Willard: “His idea of great R&R was cold rice and a little rat meat.”

Seth
Seth
13 years ago

Lets make it work like this. Starting with 2012, gas taxes will go up $1/year until they reach say $12-15/gallon. That gives people a strong incentive, yet enough time to plan accordingly.

Opus the Poet
13 years ago

I didn’t know y’all had kudzu in OR. Interesting that it only seems to affect gas station signs.

Opus the Poet
13 years ago

And that price sign seems to show $11.10 a gallon when cars went “away”.

Hart Noecker
13 years ago

“Just walk away from the gasoline, and I’ll spare your lives.”

You said it, Lord Humungus.

Rol
Rol
13 years ago

Gas signs already kind of look like this to me today.

middle of the road guy
middle of the road guy
13 years ago

the economy runs on petroleum. People who do not drive still bear higher fuel costs.

spare_wheel
spare_wheel
13 years ago

Petroleum powers only a fraction of our electricity generating capability. The europeans are showing that chemicals and plastics also do not need to be made from petroleum byproducts.

jim
jim
13 years ago

Thats a really nicely paved road. There are no cars paying gas tax, so I guess the cyclists are paying a really high road tax? I read there is a proposed tax for electric cars, $1.43 per mile. Should this same tax be applied to bicycles?

Opus the Poet
13 years ago
Reply to  jim

Well since a bike does the same amount of damage in 22 years as a big luxury SUV does in one trip I think the taxes cyclists pay will cover the costs of keeping the roads up.

Alan 1.0
Alan 1.0
13 years ago
Reply to  jim

“I read there is a proposed tax for electric cars, $1.43 per mile.”
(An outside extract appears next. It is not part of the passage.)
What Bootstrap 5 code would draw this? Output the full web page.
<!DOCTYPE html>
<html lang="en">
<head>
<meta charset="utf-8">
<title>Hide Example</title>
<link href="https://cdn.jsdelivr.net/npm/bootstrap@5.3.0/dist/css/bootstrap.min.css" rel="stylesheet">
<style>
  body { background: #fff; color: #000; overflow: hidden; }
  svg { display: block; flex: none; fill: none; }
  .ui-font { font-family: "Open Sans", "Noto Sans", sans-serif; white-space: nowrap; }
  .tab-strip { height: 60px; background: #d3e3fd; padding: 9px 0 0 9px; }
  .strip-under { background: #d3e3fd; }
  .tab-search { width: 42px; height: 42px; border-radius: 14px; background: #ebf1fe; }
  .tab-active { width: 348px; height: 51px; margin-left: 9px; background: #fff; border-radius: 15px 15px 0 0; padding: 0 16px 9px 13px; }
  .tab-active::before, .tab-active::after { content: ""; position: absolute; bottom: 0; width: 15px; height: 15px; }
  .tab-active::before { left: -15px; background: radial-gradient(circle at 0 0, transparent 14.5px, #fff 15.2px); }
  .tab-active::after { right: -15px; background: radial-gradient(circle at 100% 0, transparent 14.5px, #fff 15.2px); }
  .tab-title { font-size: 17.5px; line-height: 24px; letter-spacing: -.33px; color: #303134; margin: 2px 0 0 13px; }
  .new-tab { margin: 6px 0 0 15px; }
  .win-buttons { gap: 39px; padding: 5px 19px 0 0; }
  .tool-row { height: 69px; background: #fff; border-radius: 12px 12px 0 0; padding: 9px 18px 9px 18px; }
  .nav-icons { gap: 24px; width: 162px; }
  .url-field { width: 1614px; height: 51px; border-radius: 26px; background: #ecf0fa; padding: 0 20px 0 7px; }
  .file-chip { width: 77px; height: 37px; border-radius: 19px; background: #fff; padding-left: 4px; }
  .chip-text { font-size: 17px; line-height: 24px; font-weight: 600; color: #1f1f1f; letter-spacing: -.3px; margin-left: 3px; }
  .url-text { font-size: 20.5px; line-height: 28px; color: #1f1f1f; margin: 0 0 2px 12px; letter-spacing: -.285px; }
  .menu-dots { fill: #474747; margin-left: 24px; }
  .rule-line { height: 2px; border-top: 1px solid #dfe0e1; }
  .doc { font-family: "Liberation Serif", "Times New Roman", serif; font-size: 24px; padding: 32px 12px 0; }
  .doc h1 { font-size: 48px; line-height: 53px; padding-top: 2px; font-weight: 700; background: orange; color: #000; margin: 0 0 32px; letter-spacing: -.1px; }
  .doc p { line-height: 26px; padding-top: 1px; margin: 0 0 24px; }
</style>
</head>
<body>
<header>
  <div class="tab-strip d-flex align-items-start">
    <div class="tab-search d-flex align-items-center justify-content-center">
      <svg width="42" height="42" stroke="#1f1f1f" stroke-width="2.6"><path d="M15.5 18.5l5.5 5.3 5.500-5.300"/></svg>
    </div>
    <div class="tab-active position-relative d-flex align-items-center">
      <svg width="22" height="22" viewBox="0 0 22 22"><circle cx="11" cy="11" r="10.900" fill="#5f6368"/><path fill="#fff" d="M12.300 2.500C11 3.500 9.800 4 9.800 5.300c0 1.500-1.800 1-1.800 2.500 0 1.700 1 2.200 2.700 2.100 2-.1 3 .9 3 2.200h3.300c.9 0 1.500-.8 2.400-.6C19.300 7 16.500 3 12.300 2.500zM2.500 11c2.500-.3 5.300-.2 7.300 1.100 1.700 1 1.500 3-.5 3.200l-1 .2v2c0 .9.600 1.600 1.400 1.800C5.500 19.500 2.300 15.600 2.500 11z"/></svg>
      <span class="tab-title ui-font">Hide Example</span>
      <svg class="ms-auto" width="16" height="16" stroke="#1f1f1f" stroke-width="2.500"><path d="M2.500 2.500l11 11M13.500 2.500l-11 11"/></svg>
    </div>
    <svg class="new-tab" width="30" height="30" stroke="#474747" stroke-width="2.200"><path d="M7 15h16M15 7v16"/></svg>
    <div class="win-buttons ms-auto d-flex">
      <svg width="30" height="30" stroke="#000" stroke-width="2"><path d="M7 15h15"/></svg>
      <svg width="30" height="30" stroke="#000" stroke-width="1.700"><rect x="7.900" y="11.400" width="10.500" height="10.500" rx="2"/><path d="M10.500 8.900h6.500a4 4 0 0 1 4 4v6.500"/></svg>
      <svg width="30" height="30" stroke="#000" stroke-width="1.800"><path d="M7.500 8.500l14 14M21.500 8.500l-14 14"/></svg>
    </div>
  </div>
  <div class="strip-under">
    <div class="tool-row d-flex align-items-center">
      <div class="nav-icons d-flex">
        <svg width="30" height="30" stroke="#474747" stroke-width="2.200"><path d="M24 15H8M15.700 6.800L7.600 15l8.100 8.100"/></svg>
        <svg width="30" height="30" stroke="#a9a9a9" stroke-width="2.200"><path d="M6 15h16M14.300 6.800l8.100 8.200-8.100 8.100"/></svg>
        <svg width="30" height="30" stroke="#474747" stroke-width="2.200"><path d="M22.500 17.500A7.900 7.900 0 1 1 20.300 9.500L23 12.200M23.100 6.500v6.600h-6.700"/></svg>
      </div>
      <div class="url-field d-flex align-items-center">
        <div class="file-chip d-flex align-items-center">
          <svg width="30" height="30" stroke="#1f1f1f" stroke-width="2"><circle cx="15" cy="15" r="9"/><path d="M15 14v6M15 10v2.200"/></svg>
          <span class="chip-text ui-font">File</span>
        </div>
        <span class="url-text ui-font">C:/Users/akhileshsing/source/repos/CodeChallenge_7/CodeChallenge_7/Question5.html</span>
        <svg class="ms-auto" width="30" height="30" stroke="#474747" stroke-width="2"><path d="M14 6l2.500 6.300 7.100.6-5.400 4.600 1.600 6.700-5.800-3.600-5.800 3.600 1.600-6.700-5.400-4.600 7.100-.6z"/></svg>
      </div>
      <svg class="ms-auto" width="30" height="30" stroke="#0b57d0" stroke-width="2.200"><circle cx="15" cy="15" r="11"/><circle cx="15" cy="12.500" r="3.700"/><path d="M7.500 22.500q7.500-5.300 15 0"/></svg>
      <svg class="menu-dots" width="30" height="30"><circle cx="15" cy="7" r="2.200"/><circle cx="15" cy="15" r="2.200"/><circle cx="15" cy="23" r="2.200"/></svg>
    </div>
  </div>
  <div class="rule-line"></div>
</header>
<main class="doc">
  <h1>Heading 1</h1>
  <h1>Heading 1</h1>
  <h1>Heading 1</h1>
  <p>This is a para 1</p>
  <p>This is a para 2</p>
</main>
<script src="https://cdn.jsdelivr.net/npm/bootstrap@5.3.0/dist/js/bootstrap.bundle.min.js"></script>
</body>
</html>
I’m sure you did but do you consider a Portland Community College theater arts teacher as authoritative on proposed legislation in Salem? Not that Joseph Rose would ever sensationalize that sort of mistaken comment, but he goes on to say “Oregon lawmakers are actually considering a road-usage charge of 1.43 cents — not dollars — per mile for drivers of electric and plug-in hybrid vehicles.” Various taxes I already pay to road budgets way more than cover that sort of rate for my bike use. When the time comes that motor vehicle (including electric cars) users aren’t consuming nearly the totality of public highway funds (and still not coming anywhere close to covering their incurred costs), then we’ll certainly need to reevaluate how much funding our road systems require for that level and those modes of use, and how we’ll collect it.
…That I should live so long.

BTW, Opus, that’s ivy, not kudzu, so I have to guess that those windmills have replaced the Douglas firs in forest park.
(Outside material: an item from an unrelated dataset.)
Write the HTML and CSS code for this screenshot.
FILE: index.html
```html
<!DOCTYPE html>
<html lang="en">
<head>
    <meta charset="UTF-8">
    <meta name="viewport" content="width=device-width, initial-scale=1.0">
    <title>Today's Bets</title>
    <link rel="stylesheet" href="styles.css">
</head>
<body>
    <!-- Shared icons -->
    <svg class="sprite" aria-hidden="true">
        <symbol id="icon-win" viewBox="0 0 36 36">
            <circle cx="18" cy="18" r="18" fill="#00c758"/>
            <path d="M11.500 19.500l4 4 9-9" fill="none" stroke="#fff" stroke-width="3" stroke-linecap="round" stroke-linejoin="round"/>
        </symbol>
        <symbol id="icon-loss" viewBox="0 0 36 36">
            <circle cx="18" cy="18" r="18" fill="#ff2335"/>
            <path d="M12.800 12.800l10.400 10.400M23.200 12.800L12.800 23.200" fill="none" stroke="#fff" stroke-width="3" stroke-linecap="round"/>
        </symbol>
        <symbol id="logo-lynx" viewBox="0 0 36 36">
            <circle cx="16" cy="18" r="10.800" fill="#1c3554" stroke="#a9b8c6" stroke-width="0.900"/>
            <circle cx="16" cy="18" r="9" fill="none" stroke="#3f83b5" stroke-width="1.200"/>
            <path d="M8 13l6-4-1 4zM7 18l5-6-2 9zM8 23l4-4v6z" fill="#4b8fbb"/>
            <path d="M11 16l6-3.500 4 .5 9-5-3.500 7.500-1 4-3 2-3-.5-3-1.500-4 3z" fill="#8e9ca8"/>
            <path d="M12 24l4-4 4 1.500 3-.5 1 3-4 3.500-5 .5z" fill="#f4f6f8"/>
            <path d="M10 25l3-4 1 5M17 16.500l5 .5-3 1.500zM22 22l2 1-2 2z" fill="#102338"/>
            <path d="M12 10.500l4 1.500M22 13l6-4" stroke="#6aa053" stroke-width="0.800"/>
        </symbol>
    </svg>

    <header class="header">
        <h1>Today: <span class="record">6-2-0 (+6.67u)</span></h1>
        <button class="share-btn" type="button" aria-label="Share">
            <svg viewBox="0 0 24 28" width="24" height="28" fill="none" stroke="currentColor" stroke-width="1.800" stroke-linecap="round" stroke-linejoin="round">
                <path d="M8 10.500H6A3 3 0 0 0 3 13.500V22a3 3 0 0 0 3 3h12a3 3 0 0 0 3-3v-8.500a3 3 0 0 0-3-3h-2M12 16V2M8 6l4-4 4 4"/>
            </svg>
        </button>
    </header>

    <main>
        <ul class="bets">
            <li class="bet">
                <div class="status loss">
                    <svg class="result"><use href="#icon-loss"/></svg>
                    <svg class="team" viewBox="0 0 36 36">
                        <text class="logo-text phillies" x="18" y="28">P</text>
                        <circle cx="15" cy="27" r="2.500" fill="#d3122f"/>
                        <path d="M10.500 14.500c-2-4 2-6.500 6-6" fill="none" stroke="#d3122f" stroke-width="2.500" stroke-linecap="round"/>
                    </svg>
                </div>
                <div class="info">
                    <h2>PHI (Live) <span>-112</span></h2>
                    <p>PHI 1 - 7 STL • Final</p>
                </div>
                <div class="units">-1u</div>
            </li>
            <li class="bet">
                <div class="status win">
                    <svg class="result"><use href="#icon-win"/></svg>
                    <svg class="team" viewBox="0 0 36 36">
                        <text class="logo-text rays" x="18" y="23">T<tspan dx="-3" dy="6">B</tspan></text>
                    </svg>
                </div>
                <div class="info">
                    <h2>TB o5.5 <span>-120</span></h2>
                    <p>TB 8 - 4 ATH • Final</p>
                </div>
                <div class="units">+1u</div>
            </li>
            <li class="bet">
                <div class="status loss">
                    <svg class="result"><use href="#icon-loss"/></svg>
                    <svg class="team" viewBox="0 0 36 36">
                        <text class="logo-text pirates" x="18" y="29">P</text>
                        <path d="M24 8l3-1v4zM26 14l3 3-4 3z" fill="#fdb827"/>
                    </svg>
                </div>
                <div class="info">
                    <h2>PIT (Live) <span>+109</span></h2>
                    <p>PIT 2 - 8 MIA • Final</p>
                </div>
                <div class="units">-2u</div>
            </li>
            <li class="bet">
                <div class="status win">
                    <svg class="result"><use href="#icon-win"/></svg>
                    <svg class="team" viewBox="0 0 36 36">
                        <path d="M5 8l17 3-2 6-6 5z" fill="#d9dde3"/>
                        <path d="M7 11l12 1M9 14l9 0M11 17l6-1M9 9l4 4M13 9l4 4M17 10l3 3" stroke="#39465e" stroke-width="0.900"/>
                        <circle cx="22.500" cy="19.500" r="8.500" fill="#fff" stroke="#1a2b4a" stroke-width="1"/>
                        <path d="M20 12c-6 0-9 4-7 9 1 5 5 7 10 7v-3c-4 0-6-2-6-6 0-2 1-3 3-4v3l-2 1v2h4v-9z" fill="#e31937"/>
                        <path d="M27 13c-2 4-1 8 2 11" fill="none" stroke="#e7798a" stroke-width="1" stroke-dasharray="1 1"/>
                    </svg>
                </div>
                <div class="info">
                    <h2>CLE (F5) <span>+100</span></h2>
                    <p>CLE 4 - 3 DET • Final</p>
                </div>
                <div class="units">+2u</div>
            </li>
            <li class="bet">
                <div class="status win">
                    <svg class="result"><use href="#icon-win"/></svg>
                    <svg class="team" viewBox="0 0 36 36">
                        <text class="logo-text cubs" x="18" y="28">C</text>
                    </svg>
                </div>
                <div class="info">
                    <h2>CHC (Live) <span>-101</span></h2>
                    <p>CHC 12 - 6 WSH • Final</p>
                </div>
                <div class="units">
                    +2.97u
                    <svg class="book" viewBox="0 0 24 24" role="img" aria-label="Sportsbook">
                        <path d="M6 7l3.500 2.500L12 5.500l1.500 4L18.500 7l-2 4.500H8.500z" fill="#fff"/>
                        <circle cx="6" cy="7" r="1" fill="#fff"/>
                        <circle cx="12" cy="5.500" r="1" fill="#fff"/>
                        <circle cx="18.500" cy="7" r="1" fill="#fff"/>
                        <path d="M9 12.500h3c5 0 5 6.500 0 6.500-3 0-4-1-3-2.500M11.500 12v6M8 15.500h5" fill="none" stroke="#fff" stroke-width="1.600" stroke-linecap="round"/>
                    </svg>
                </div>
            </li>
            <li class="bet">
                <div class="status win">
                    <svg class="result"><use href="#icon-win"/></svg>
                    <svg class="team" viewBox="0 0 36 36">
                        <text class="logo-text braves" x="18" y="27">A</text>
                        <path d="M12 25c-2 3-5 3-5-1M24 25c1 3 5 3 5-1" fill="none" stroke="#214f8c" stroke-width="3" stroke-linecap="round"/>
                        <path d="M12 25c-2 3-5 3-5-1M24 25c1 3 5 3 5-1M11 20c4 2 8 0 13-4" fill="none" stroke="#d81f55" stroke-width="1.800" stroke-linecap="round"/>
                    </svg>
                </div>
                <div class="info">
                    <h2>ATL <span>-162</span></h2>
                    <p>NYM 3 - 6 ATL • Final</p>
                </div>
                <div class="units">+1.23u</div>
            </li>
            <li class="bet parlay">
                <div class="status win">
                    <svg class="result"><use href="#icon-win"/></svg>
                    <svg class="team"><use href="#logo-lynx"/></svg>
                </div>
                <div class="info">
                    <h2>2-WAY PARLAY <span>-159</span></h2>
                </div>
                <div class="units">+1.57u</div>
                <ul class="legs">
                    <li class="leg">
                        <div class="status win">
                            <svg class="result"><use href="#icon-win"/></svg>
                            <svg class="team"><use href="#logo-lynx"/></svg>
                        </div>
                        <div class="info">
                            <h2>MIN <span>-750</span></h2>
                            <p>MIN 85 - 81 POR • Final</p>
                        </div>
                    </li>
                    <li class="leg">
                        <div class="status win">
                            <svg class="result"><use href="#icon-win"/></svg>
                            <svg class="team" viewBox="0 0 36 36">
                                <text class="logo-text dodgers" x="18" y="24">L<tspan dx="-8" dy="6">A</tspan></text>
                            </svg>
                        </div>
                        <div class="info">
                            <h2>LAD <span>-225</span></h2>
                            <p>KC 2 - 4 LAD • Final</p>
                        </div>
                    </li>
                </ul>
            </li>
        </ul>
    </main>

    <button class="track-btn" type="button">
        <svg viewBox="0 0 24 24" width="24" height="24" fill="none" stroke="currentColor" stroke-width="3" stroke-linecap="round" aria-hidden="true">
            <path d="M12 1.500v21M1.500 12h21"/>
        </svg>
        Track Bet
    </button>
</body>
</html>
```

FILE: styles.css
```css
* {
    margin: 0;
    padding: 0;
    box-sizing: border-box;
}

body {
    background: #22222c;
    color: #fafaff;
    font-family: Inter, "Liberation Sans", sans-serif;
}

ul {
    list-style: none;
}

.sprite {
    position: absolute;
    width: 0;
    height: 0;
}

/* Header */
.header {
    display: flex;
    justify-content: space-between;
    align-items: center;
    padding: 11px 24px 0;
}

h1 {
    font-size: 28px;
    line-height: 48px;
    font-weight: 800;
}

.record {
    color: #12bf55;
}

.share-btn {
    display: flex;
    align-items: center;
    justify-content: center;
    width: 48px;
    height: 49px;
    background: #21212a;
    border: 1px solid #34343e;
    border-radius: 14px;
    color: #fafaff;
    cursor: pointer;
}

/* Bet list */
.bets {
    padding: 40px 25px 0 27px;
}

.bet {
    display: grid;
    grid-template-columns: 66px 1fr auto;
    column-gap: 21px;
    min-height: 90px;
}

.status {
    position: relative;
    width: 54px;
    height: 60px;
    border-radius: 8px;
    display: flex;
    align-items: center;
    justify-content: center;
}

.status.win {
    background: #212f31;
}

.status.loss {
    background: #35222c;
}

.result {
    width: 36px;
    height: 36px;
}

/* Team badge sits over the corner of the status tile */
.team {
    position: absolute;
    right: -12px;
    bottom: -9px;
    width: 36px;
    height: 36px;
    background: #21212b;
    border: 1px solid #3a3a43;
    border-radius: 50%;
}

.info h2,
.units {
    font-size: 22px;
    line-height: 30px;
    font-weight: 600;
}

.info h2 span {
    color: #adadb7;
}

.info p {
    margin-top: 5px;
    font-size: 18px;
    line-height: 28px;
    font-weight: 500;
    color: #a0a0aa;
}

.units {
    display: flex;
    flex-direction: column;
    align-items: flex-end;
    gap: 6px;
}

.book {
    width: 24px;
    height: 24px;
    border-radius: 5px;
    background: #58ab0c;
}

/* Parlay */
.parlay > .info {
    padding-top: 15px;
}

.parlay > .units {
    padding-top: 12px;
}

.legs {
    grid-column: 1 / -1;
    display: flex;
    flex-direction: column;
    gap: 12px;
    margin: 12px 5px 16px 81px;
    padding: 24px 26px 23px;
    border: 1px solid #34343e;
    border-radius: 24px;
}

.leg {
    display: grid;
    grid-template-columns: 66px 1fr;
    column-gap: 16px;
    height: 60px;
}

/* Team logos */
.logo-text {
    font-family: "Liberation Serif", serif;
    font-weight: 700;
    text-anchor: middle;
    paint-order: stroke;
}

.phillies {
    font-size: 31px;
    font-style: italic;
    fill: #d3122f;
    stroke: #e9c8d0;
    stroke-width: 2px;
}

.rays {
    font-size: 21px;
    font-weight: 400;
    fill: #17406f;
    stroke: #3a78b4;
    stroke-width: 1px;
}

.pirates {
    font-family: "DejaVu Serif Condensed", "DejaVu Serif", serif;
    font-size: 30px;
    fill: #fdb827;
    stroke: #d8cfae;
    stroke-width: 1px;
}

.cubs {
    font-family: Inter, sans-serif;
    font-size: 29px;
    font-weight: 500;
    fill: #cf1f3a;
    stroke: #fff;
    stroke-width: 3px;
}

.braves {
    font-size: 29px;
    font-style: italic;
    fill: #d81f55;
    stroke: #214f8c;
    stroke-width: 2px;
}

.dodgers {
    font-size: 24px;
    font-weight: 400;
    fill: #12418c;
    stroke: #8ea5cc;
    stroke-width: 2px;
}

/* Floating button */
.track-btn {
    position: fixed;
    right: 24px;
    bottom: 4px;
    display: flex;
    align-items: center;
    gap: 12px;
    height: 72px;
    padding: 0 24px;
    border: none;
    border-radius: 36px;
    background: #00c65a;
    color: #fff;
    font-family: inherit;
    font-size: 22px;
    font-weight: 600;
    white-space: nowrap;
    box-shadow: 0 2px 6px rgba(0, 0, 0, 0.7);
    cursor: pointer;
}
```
Oh, and some gas price history for downthread:
http://www.gasbuddy.com/gb_retail_price_chart.aspx?city1=USA%20Average&city2=Portland&city3=&crude=y&tme=72&units=us

jim
jim
13 years ago
Reply to  Alan 1.0

I guess without nuclear plants or coal, or dams, there will be no electric cars in our future

Alan 1.0
Alan 1.0
13 years ago
Reply to  jim

Fortunately we have all those and more.

Red Five
Red Five
13 years ago

wow you really all think you can survive without vehicles to ship your food and other essentials? You’ll eat each other alive. It would be fun to watch actually. Watching you hit each other over the head with your bike wheels to get the last tofu burger.

spare_wheel
spare_wheel
13 years ago
Reply to  Red Five

1. there is a long history of moving freight via electricity.
2. electricity can be generated without the use of fossil fuels.

mark kenseth
mark kenseth
13 years ago

In response to Red Five: So…200 years ago, people were eating each other alive because they didn’t have vehicles?

Also, I don’t know what gas costs these days. I and like it.

jim
jim
13 years ago
Reply to  mark kenseth

When Obama took office it was $1.87 a gallon, now 2 years later it is approaching $4.00 a gallon

Opus the Poet
13 years ago
Reply to  jim

Umm’ when Obama was elected gas was $4/gallon, then went down after election day. Quit revising history.

Mike
Mike
13 years ago
Reply to  mark kenseth

200 years ago a lot of things were different. A very simplistic argument that holds absolutely no weight.

Mike Fish
Mike Fish
13 years ago

Great cartoon!

gamadownload
13 years ago

do not go against wind direction , great cartoon

was carless
was carless
13 years ago

Aaaaaaah! We’re all going to die because i can’t drive my cadillac escalade to the pearl district to eat sushi flown in daily from japan!